**Given instruction**
Copy the data below exactly, omitting any picture it contains.

**Material supplied**
= = = = =

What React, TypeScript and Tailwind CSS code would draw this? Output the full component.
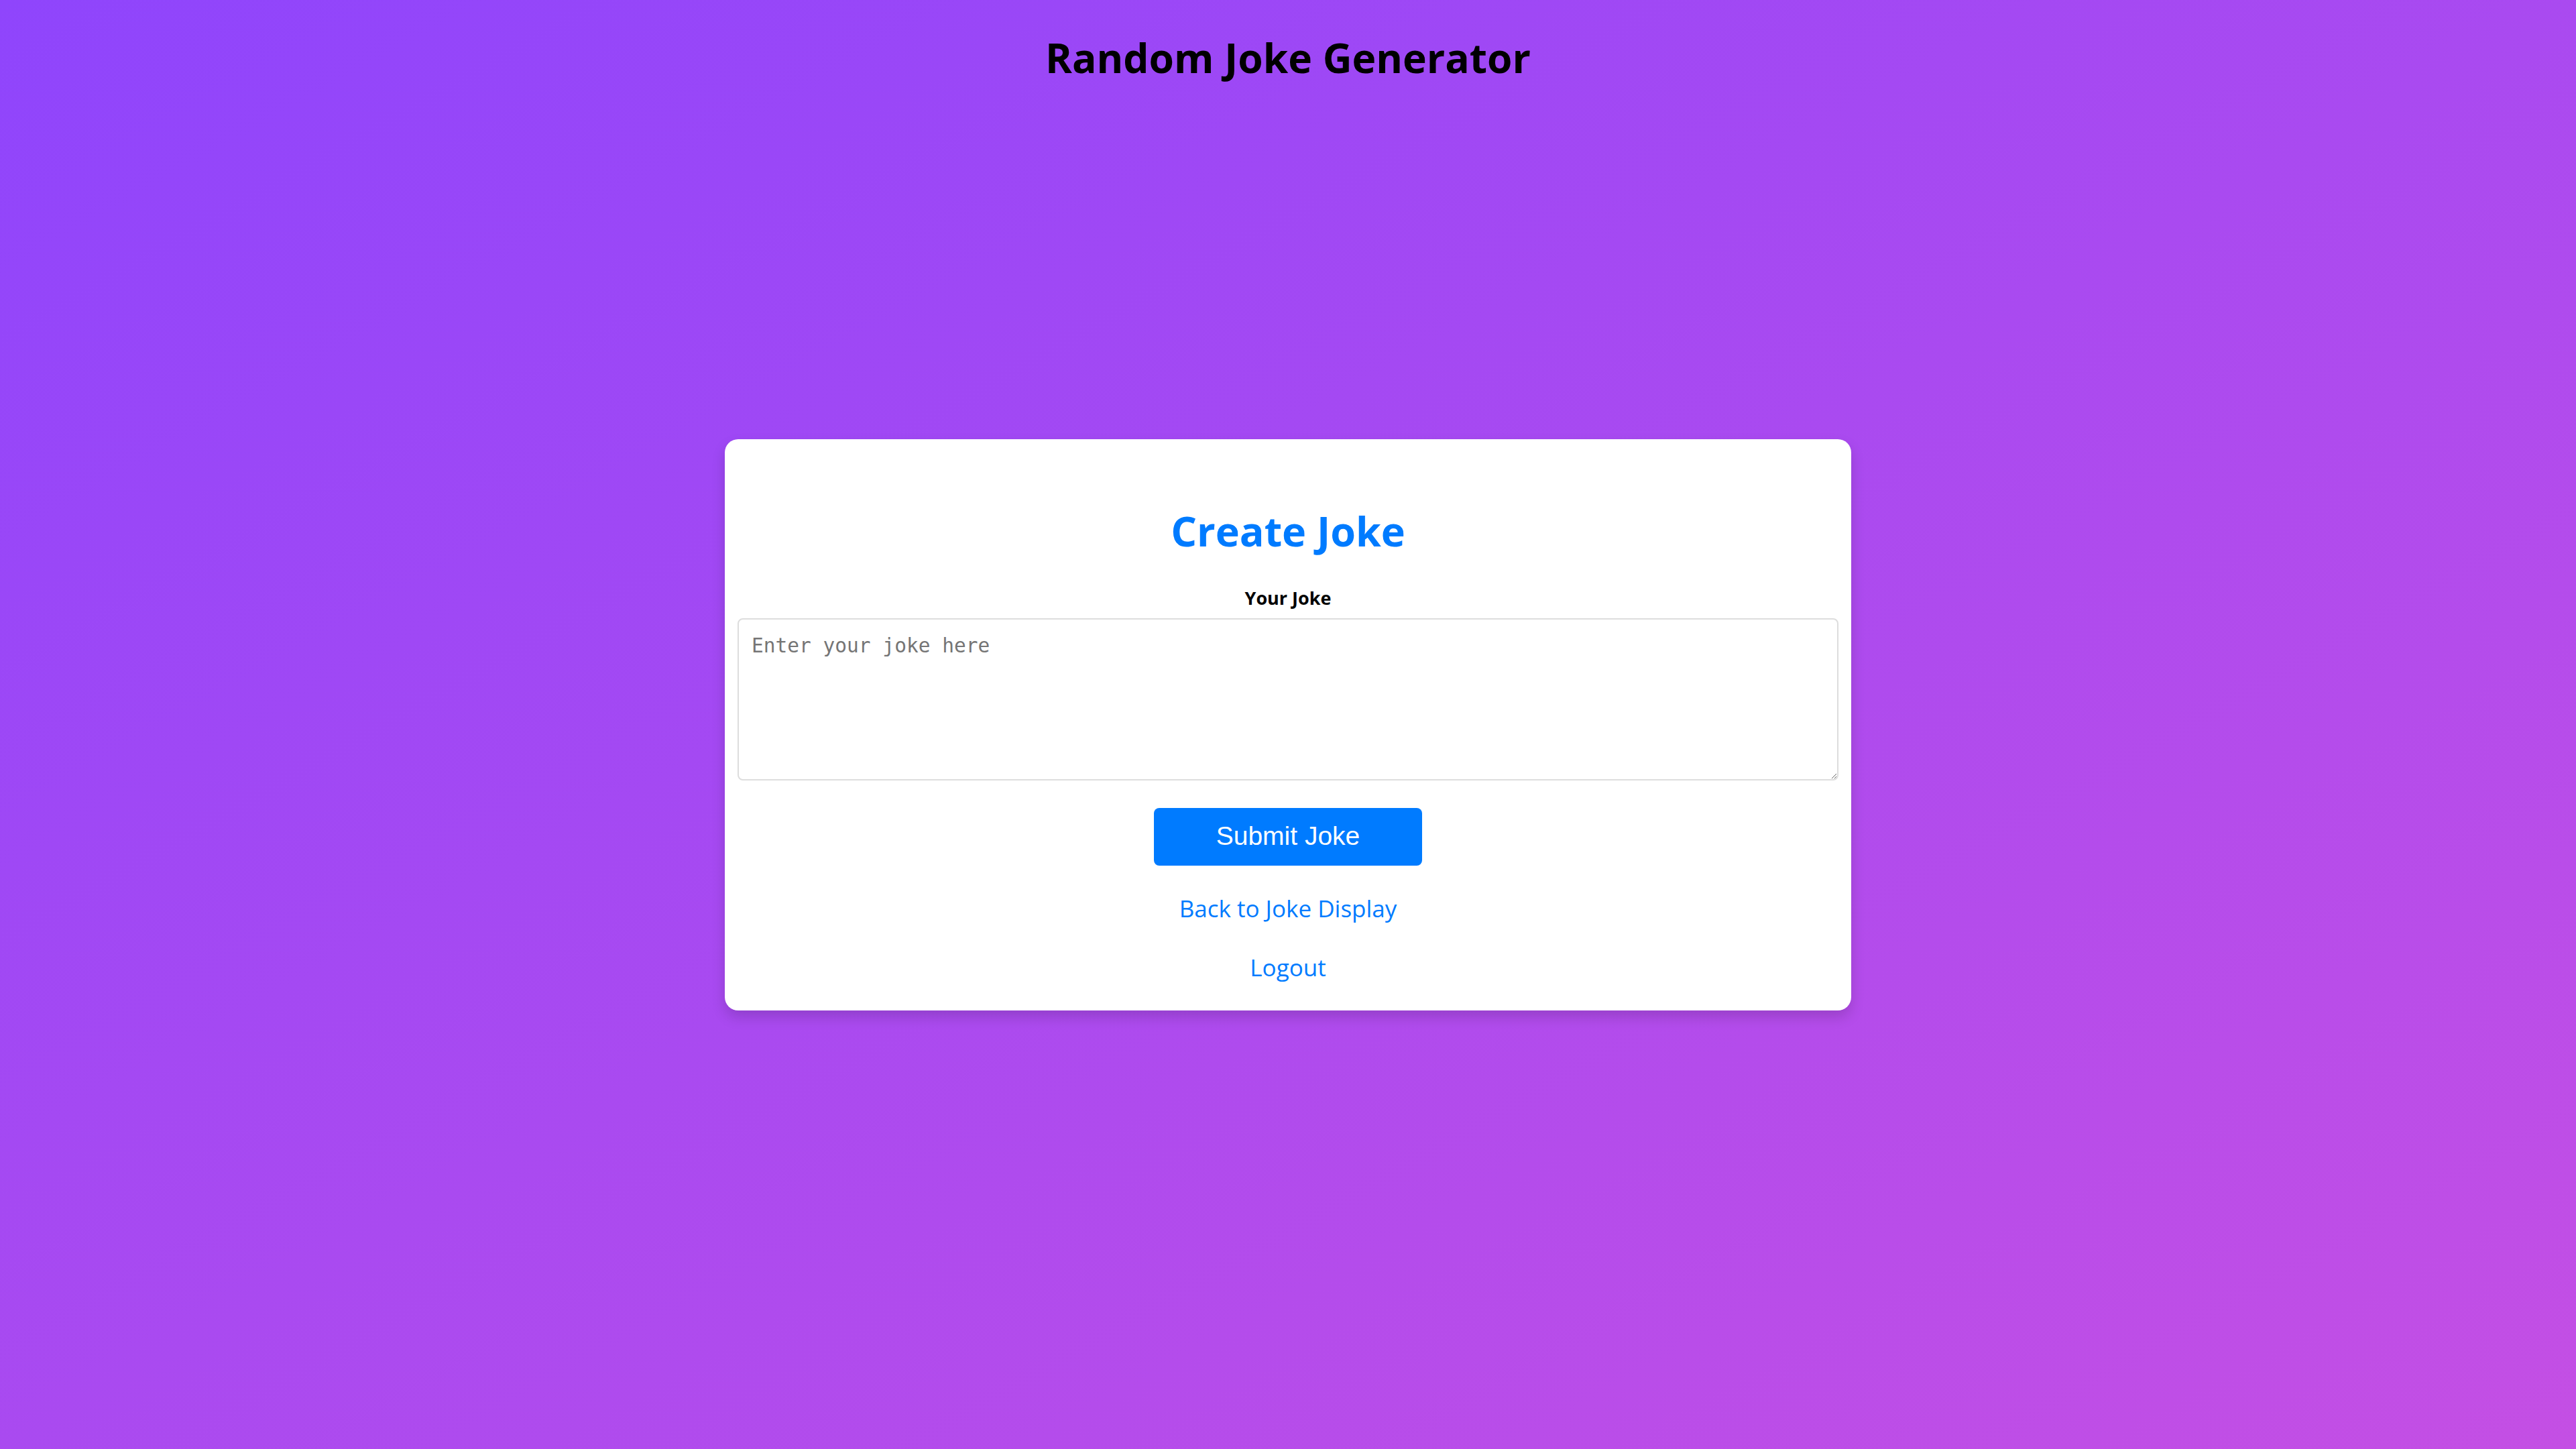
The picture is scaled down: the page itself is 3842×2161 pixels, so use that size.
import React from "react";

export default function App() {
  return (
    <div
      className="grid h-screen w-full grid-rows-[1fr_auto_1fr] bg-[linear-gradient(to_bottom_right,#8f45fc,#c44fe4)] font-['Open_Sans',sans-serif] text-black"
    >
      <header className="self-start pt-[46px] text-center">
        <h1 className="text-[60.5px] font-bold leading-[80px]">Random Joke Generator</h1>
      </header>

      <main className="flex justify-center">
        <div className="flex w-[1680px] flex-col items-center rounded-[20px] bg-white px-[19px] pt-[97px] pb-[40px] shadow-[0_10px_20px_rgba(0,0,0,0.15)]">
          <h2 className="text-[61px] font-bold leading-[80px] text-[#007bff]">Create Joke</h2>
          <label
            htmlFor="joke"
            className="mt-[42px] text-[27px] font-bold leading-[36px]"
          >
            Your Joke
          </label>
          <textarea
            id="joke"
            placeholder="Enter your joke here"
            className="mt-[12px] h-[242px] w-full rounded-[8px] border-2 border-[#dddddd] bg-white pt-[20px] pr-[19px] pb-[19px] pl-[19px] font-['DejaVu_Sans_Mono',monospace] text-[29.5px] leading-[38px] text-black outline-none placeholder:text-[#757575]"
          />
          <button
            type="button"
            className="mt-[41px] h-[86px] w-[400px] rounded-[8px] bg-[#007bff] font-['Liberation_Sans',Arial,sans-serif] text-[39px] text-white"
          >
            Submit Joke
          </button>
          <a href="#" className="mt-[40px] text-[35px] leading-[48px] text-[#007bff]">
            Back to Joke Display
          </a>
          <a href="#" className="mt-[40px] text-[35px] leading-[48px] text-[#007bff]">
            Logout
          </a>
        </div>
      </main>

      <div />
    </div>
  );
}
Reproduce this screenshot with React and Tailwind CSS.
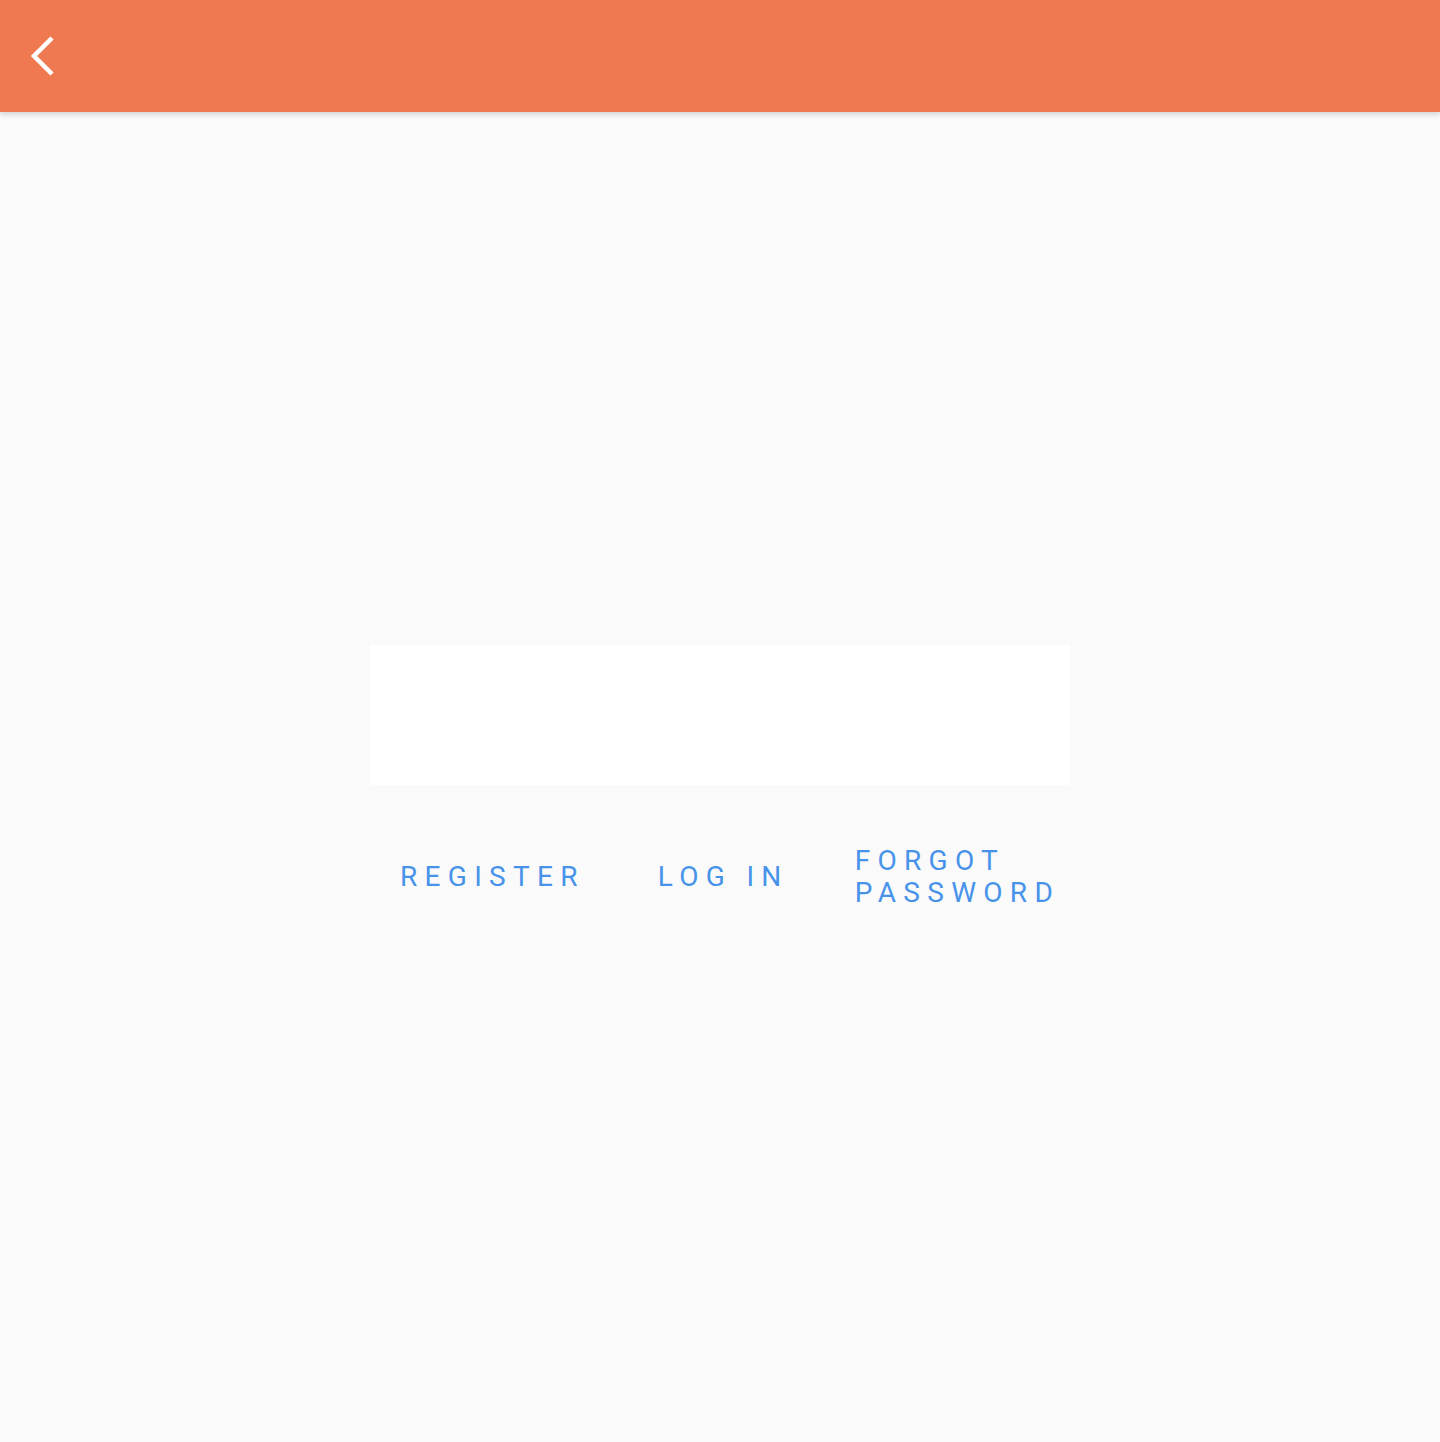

= = = = =

**Result for this exercise**
What React, TypeScript and Tailwind CSS code would draw this? Output the full component.
The picture is scaled down: the page itself is 3842×2161 pixels, so use that size.
import React from "react";

export default function App() {
  return (
    <div
      className="grid h-screen w-full grid-rows-[1fr_auto_1fr] bg-[linear-gradient(to_bottom_right,#8f45fc,#c44fe4)] font-['Open_Sans',sans-serif] text-black"
    >
      <header className="self-start pt-[46px] text-center">
        <h1 className="text-[60.5px] font-bold leading-[80px]">Random Joke Generator</h1>
      </header>

      <main className="flex justify-center">
        <div className="flex w-[1680px] flex-col items-center rounded-[20px] bg-white px-[19px] pt-[97px] pb-[40px] shadow-[0_10px_20px_rgba(0,0,0,0.15)]">
          <h2 className="text-[61px] font-bold leading-[80px] text-[#007bff]">Create Joke</h2>
          <label
            htmlFor="joke"
            className="mt-[42px] text-[27px] font-bold leading-[36px]"
          >
            Your Joke
          </label>
          <textarea
            id="joke"
            placeholder="Enter your joke here"
            className="mt-[12px] h-[242px] w-full rounded-[8px] border-2 border-[#dddddd] bg-white pt-[20px] pr-[19px] pb-[19px] pl-[19px] font-['DejaVu_Sans_Mono',monospace] text-[29.5px] leading-[38px] text-black outline-none placeholder:text-[#757575]"
          />
          <button
            type="button"
            className="mt-[41px] h-[86px] w-[400px] rounded-[8px] bg-[#007bff] font-['Liberation_Sans',Arial,sans-serif] text-[39px] text-white"
          >
            Submit Joke
          </button>
          <a href="#" className="mt-[40px] text-[35px] leading-[48px] text-[#007bff]">
            Back to Joke Display
          </a>
          <a href="#" className="mt-[40px] text-[35px] leading-[48px] text-[#007bff]">
            Logout
          </a>
        </div>
      </main>

      <div />
    </div>
  );
}
Reproduce this screenshot with React and Tailwind CSS.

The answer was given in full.